REVIEW: In a sizzling Pop Art show, 12 American Indian artists critique wannabes who masquerade in native garb.
Identity theft is trouble enough in e-commerce, but imagine your whole culture snatched, abused and clichéd by outsiders.
That’s what some contemporary American Indian artists claim that pop culture is doing to their heritage, and they’re not amused. Their critique of the broader culture rolls out in “Make It Pop,” a sassy, savvy little show of paintings, drawings, sculpture and ornaments on view through May 4 at All My Relations Gallery in south Minneapolis. The most effective criticisms arrive in clever, meticulously executed designs buttressed with smart, informative labels. While the show’s quality is uneven, its high points argue provocatively that these are all talents to watch.

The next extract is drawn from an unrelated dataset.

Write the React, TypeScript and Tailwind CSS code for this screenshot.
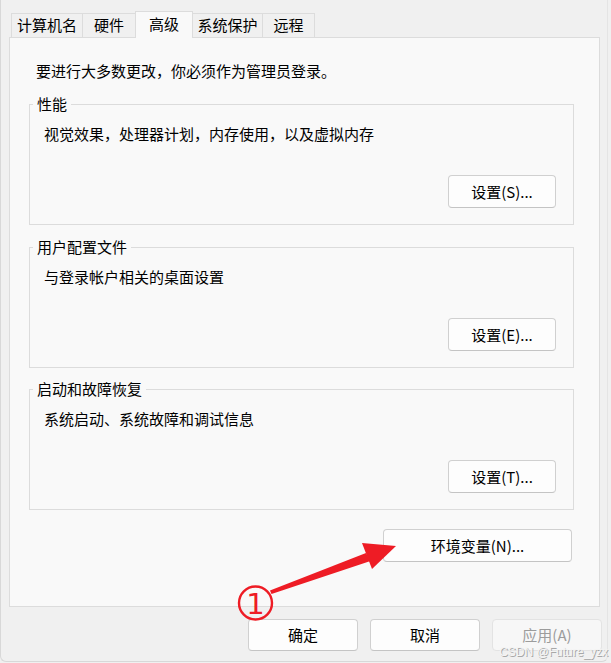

Vegas showgirls have probably always worn feathered plumage, but flaunting a chief’s floor-length feathered bonnet is “In-Appropriate,” as Frank Buffalo Hyde titles his painting of a curvaceous woman sporting the headgear above a leopard-spotted bikini bottom and turquoise jewelry. A pale-skinned bronco buster with war paint streaking his cheeks, and a black dude wearing star-spangled shades and a red-white-and-blue feathered headdress are likewise “In-Appropriate,” as is an “Indian” princess with blond hair and a beaded headband.
As Hyde, a Nez Percé/Onondaga, observes in an accompanying text, such images “do not pay homage to the indigenous people of North America” but are “Red-Face racism that is effortlessly marketed to the masses.” Taking the show’s most uncompromising position, he insists that Indians can only win “this conflict of idea versus ideal … when we own our own image.”
Cannupa Hanska Luger deftly skewers non-natives’ stereotypes of American Indian culture and dress. His ceramic sculptures, shaped like boomboxes, are embellished with fur-wrapped handles, leather toggles and feathered headdresses. One was inspired by an Edward Curtis photo of Sitting Bull that Luger claims was inaccurately posed. Another references the way Hollywood hipster Drew Barrymore affected faux native dress. A third alludes to pop singer Gwen Stefani and her band No Doubt, which he says offended native audiences in 2012 with a video performance as an oversexed “Hollywood Indian.”
In his eloquent commentary, Luger complains that popular media riffle through stereotypical images from native culture as if they were “public domain,” available for unlimited use by anyone. His own sculptures use those signifiers — fur, feathers, fringe — so reverentially that it would be difficult to see the sculptures as critiques were it not for his explanations.
Most of the artists are less ideological. Wisconsin native Jodi Webster merely raises a bemused eyebrow at the cross-cultural stew that is contemporary America. Sympathetic affection suffuses her beautiful drawings of a sweet-faced boy wearing a basketball jersey with leggings, feathered headdress and bandolier bag and a winsome girl in a Hello Kitty T-shirt and native-patterned skirt. Like all Americans, Indian kids, too, have a right to play as they wish and shape their identities as they choose, she seems to suggest.
Far from criticizing multicultural borrowings, Rose B. Simpson produced three handsome constructions in homage to her own heroes — a rapper, an actress and a graphic artist. With a nod to the “good and bad of Indian Gaming, ” jewelry designer Pat Pruitt created a scary looking “Wampum Belt” garnished with stainless steel flowers, casino chips and dice.
Other artists are less ambivalent about the larger culture. Heidi Brandow’s resin-coated collages offer wry commentary on gender stereotypes. Micah Wesley riffs on eagles as a national symbol. Doug Miles — the impresario behind Apache Skateboards — adapts graffiti and manga cartoon styles for a tribute to tough women. Lisa Holt and Harlan Reano collaborate on traditional pottery enlivened with modern figurative motifs. Jason Garcia offers a sweet ceramic tile hand-painted with a girl daydreaming of Starbucks coffee.
While pieces that lambaste the tacky, sexualized vulgarity of popular culture are the most thought-provoking, the quieter art also successfully injects a native viewpoint into the Pop stream of contemporary American life.